I expect the real test of this comes when it becomes part of the LibreOffice 7.4 release or Collabora Online. But so far it seems to work rather well.

This work is funded/sponsored by DEVxDAO as part of its mission to support open source and transparent research and development of emerging technologies and frameworks.


Wednesday, April 20, 2022

Improving text layout performance

So I've been working on improving LO text layout performance, as specified by the TDF tender. As it says, text layout in LO can be rather slow, because of problems like repeated text layout calls for the same text.

Let's have a look at a perf profile for PDF export of the document from bug#116400 :

There are two major costs here:

The first one is splitting text into script runs (separating runs of e.g. latin text from RTL text).
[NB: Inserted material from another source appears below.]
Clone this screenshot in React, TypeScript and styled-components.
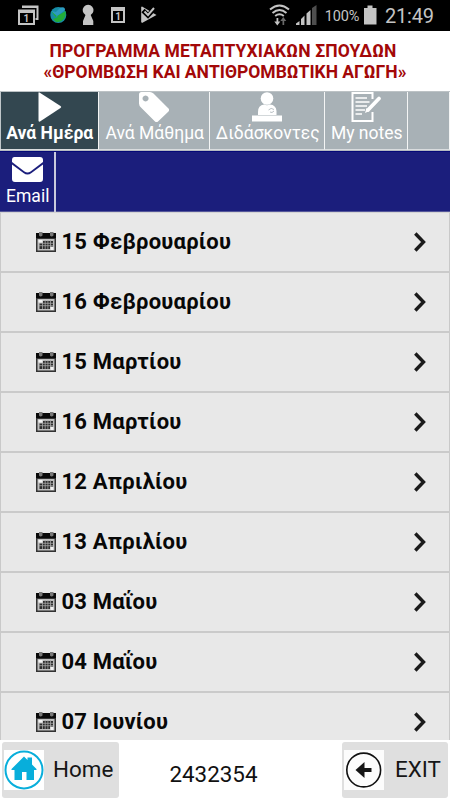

About 61% of time is spent in vcl::text::TextLayoutCache. Which is rather strange for something called 'cache'. But this is one of the cases of poor naming, as the class is actually not a cache, it is the result of the script run splitting. It is called TextLayoutCache probably because callers are supposed to cache it and pass the same item to several OutputDevice calls ... which mostly does not happen. So whenever a text is to be drawn, this gets recreated. To make things even worse, it is done for the entire string, even if only a part of it is drawn, so this supposed cache actually makes things slower.

This can be fairly easily fixed by turning the class into an actual cache. Each TextLayoutCache instance depends only on the string, so it's easy to keep a reasonable number of them in one global cache.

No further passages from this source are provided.